*Exercise details*
Check each line for the word "this" and report how many have it. Give nothing else.

════════════════════

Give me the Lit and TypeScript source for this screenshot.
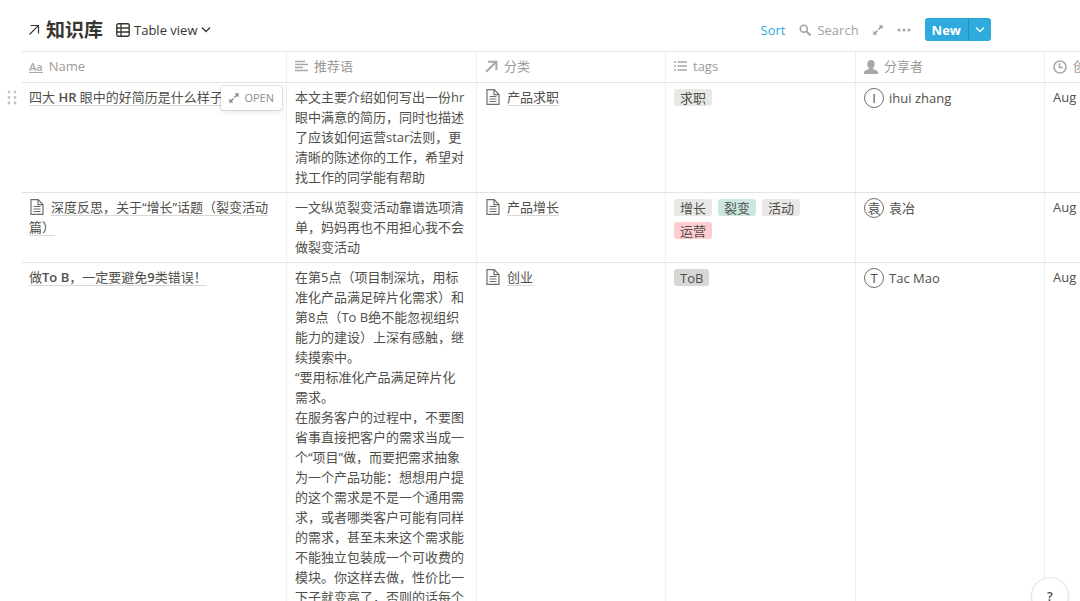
import { LitElement, html, css, svg, TemplateResult } from "lit";
import { customElement } from "lit/decorators.js";
import { classMap } from "lit/directives/class-map.js";

interface Tag {
  label: string;
  tone: "grey" | "green" | "pink" | "dark";
}

interface Entry {
  name: TemplateResult;
  hasPageIcon?: boolean;
  active?: boolean;
  notes: string[];
  category: string;
  tags: Tag[];
  initial: string;
  person: string;
  created: string;
}

const entries: Entry[] = [
  {
    name: html`四大 <b>HR</b> 眼中的好简历是什么样子`,
    active: true,
    notes: [
      "本文主要介绍如何写出一份hr眼中满意的简历，同时也描述了应该如何运营star法则，更清晰的陈述你的工作，希望对找工作的同学能有帮助",
    ],
    category: "产品求职",
    tags: [{ label: "求职", tone: "grey" }],
    initial: "I",
    person: "ihui zhang",
    created: "Aug",
  },
  {
    name: html`深度反思，关于“增长”话题（裂变活动篇）`,
    hasPageIcon: true,
    notes: ["一文纵览裂变活动靠谱选项清单，妈妈再也不用担心我不会做裂变活动"],
    category: "产品增长",
    tags: [
      { label: "增长", tone: "grey" },
      { label: "裂变", tone: "green" },
      { label: "活动", tone: "grey" },
      { label: "运营", tone: "pink" },
    ],
    initial: "袁",
    person: "袁冶",
    created: "Aug",
  },
  {
    name: html`做<b>To B</b>，一定要避免<b>9</b>类错误！`,
    notes: [
      "在第5点（项目制深坑，用标准化产品满足碎片化需求）和第8点（To B绝不能忽视组织能力的建设）上深有感触，继续摸索中。",
      "“要用标准化产品满足碎片化需求。",
      "在服务客户的过程中，不要图省事直接把客户的需求当成一个“项目”做，而要把需求抽象为一个产品功能：想想用户提的这个需求是不是一个通用需求，或者哪类客户可能有同样的需求，甚至未来这个需求能不能独立包装成一个可收费的模块。你这样去做，性价比一下子就变高了，否则的话每个",
    ],
    category: "创业",
    tags: [{ label: "ToB", tone: "dark" }],
    initial: "T",
    person: "Tac Mao",
    created: "Aug",
  },
];

const icon = (size: number, body: TemplateResult) =>
  html`<svg width=${size} height=${size} viewBox="0 0 ${size} ${size}" aria-hidden="true">${body}</svg>`;

const arrowIcon = icon(12, svg`<path d="M1.5 10.5 10.3 1.7M2.6 1.5h7.9v7.9" fill="none" stroke="currentColor" stroke-width="1.2"/>`);
const gridIcon = icon(14, svg`<rect x=".8" y=".8" width="12.4" height="12.4" rx="1.4" fill="none" stroke="currentColor" stroke-width="1.4"/><path d="M.8 5h12.400M.8 9h12.400M5 .8v12.400" fill="none" stroke="currentColor" stroke-width="1.3"/>`);
const chevronIcon = icon(10, svg`<path d="m1 2.500 4 4 4-4" fill="none" stroke="currentColor" stroke-width="1.3"/>`);
const searchIcon = icon(12, svg`<circle cx="4.8" cy="4.8" r="3.500" fill="none" stroke="currentColor" stroke-width="1.6"/><path d="m7.400 7.400 4 4" stroke="currentColor" stroke-width="2"/>`);
const expandIcon = icon(10, svg`<path d="M5.600.3h4.100v4.100L8.200 2.900 6 5.100 4.900 4l2.200-2.200ZM4.400 9.700H.3V5.600l1.500 1.500L4 4.900 5.100 6 2.900 8.200Z" fill="currentColor"/>`);
const dotsIcon = icon(14, svg`<g fill="currentColor"><circle cx="2" cy="7" r="1.5"/><circle cx="7" cy="7" r="1.5"/><circle cx="12" cy="7" r="1.5"/></g>`);
const linesIcon = icon(13, svg`<path d="M0 1.500h10M0 4.500h13M0 7.500h8M0 10.500h13" stroke="currentColor" stroke-width="1.7"/>`);
const relationIcon = icon(13, svg`<path d="M1.200 11.800 11 2M3 1.700h8.400v8.400" fill="none" stroke="currentColor" stroke-width="2"/>`);
const listIcon = icon(13, svg`<path d="M0 2h2M0 6h2M0 10h2M3.500 2H13M3.500 6H13M3.500 10H13" stroke="currentColor" stroke-width="1.6"/>`);
const personIcon = icon(14, svg`<path d="M7 0c2.300 0 3.700 1.500 3.700 3.900 0 1.600-.6 3-1.500 3.900v1.100c2.600.8 4.800 1.700 4.800 3.500V14H0v-1.600c0-1.800 2.200-2.700 4.800-3.500V7.800C3.900 6.900 3.300 5.500 3.300 3.900 3.300 1.500 4.700 0 7 0Z" fill="currentColor"/>`);
const clockIcon = icon(14, svg`<circle cx="7" cy="7" r="6" fill="none" stroke="currentColor" stroke-width="1.6"/><path d="M6.500 3.200v4.300H10" fill="none" stroke="currentColor" stroke-width="1.6"/>`);
const pageIcon = icon(16, svg`<path d="M2 .7h7.200L14 5.500v9.800H2ZM9 .7v5h5M4.500 7.500h7M4.500 10h7M4.500 12.500h7" fill="none" stroke="currentColor" stroke-width="1.2"/>`);

@customElement("app-root")
export class AppRoot extends LitElement {
  static styles = css`
    :host {
      display: block;
      height: 100vh;
      overflow: hidden;
      background: #fff;
      color: #504f4a;
      font: 13px/20px "Open Sans", "Noto Sans CJK SC", sans-serif;
    }
    * {
      box-sizing: border-box;
    }
    svg {
      display: block;
      flex: none;
    }
    button {
      display: flex;
      align-items: center;
      margin: 0;
      padding: 0;
      border: 0;
      background: none;
      color: inherit;
      font: inherit;
      cursor: pointer;
    }
    a {
      color: inherit;
      text-decoration: none;
    }
    b {
      font-weight: 600;
    }
    .toolbar {
      display: flex;
      align-items: center;
      justify-content: space-between;
      height: 51px;
      padding: 8px 89px 0 28px;
    }
    .heading,
    .actions {
      display: flex;
      align-items: center;
    }
    .heading {
      gap: 13px;
    }
    .actions {
      gap: 14px;
      color: #a3a29f;
    }
    .title {
      display: flex;
      align-items: center;
      gap: 6px;
      margin: 0;
      font-size: 19px;
      line-height: 24px;
      font-weight: 700;
      color: #37352f;
    }
    .view {
      gap: 4px;
      font-weight: 500;
      color: #37352f;
    }
    .sort {
      color: #2eaadc;
    }
    .search {
      gap: 6px;
    }
    .split {
      display: flex;
      height: 23px;
      border-radius: 3px;
      overflow: hidden;
      background: #2eaadc;
      color: #fff;
    }
    .new {
      padding: 0 7px;
      font-weight: 700;
    }
    .more {
      padding: 0 6px;
      border-left: 1px solid #2590bd;
    }
    .board {
      padding-left: 22px;
      overflow: hidden;
    }
    table {
      width: 100%;
      table-layout: fixed;
      border-collapse: separate;
      border-spacing: 0;
      border-top: 1px solid #e3e3e1;
    }
    .col-name {
      width: 265px;
    }
    .col-wide {
      width: 190px;
    }
    .col-slim {
      width: 189px;
    }
    th,
    td {
      position: relative;
      padding: 4px 7px 5px 8px;
      border-right: 1px solid #efefed;
      border-bottom: 1px solid #e3e3e1;
      text-align: left;
      vertical-align: top;
      overflow-wrap: anywhere;
    }
    th {
      font-weight: 400;
      color: #9b9a97;
      white-space: nowrap;
    }
    th:last-child,
    td:last-child {
      border-right: 0;
      white-space: nowrap;
    }
    th:first-child,
    td:first-child {
      padding-left: 7px;
    }
    .label {
      display: flex;
      align-items: center;
      gap: 6px;
      line-height: 21px;
    }
    .label svg {
      color: #a9a8a5;
    }
    .aa {
      font-size: 11px;
      line-height: 11px;
      font-weight: 600;
      border-bottom: 1px solid currentColor;
      color: #a9a8a5;
    }
    .page {
      text-decoration: underline 1px #d9d8d6;
      text-underline-offset: 3px;
      text-decoration-skip-ink: none;
    }
    .glyph {
      display: inline-block;
      margin-right: 6px;
      vertical-align: -3px;
      color: #6f6e69;
    }
    p {
      margin: 0;
      padding-right: 4px;
    }
    .handle {
      position: absolute;
      left: -15px;
      top: 7px;
      color: #c4c3c1;
      cursor: grab;
    }
    .open {
      position: absolute;
      right: 4px;
      top: 3px;
      gap: 5px;
      height: 24px;
      padding: 0 8px;
      border-radius: 3px;
      background: #fff;
      box-shadow: 0 0 0 1px rgba(15, 15, 15, 0.1), 0 2px 4px rgba(15, 15, 15, 0.1);
      font-size: 11px;
      font-weight: 500;
      color: #8f8e8b;
    }
    .tags {
      display: flex;
      flex-wrap: wrap;
      gap: 6px;
      padding: 2px 12px 1px 0;
      margin: 0;
      list-style: none;
    }
    .tag {
      height: 17px;
      padding: 0 6px;
      border-radius: 3px;
      line-height: 19px;
      overflow: hidden;
    }
    .grey {
      background: #e8e8e6;
    }
    .green {
      background: #cce7e1;
    }
    .pink {
      background: #ffccd1;
    }
    .dark {
      background: #d7d7d5;
    }
    .person {
      display: flex;
      align-items: center;
      gap: 5px;
      padding-top: 1px;
    }
    .avatar {
      width: 20px;
      height: 20px;
      flex: none;
      border: 1px solid #6f6e69;
      border-radius: 50%;
      line-height: 18px;
      text-align: center;
    }
    .help {
      position: fixed;
      right: 12px;
      bottom: -13px;
      width: 36px;
      height: 36px;
      justify-content: center;
      border-radius: 50%;
      background: #fff;
      box-shadow: 0 0 0 1px rgba(15, 15, 15, 0.1), 0 2px 4px rgba(15, 15, 15, 0.1);
      font-weight: 600;
    }
  `;

  private renderHeader() {
    return html`<thead>
      <tr>
        <th scope="col"><div class="label"><span class="aa">Aa</span>Name</div></th>
        <th scope="col"><div class="label">${linesIcon}推荐语</div></th>
        <th scope="col"><div class="label">${relationIcon}分类</div></th>
        <th scope="col"><div class="label">${listIcon}tags</div></th>
        <th scope="col"><div class="label">${personIcon}分享者</div></th>
        <th scope="col"><div class="label">${clockIcon}创</div></th>
      </tr>
    </thead>`;
  }

  private renderRow(entry: Entry) {
    return html`<tr>
      <td>
        ${entry.active
          ? html`<button class="handle" aria-label="Drag">
              <svg width="10" height="15" viewBox="0 0 10 15" aria-hidden="true">
                <g fill="currentColor">
                  ${[2, 7.5, 13].map(
                    (y) => svg`<circle cx="2" cy=${y} r="1.4"/><circle cx="8" cy=${y} r="1.4"/>`
                  )}
                </g>
              </svg>
            </button>`
          : ""}
        ${entry.hasPageIcon ? html`<span class="glyph">${pageIcon}</span>` : ""}<a class="page" href="#">${entry.name}</a>
        ${entry.active ? html`<button class="open">${expandIcon}OPEN</button>` : ""}
      </td>
      <td>${entry.notes.map((note) => html`<p>${note}</p>`)}</td>
      <td><span class="glyph">${pageIcon}</span><a class="page" href="#">${entry.category}</a></td>
      <td>
        <ul class="tags">
          ${entry.tags.map((tag) => html`<li class=${classMap({ tag: true, [tag.tone]: true })}>${tag.label}</li>`)}
        </ul>
      </td>
      <td>
        <div class="person"><span class="avatar">${entry.initial}</span>${entry.person}</div>
      </td>
      <td>${entry.created}</td>
    </tr>`;
  }

  render() {
    return html`
      <header class="toolbar">
        <div class="heading">
          <h1 class="title">${arrowIcon}<span>知识库</span></h1>
          <button class="view">${gridIcon}<span>Table view</span>${chevronIcon}</button>
        </div>
        <div class="actions">
          <button class="sort">Sort</button>
          <button class="search">${searchIcon}Search</button>
          <button aria-label="Expand">${expandIcon}</button>
          <button aria-label="More">${dotsIcon}</button>
          <div class="split">
            <button class="new">New</button>
            <button class="more" aria-label="New options">${chevronIcon}</button>
          </div>
        </div>
      </header>
      <main class="board">
        <table>
          <colgroup>
            <col class="col-name" />
            <col class="col-wide" />
            <col class="col-slim" />
            <col class="col-wide" />
            <col class="col-slim" />
            <col />
          </colgroup>
          ${this.renderHeader()}
          <tbody>
            ${entries.map((entry) => this.renderRow(entry))}
          </tbody>
        </table>
      </main>
      <button class="help" aria-label="Help">?</button>
    `;
  }
}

════════════════════

*Full answer*
3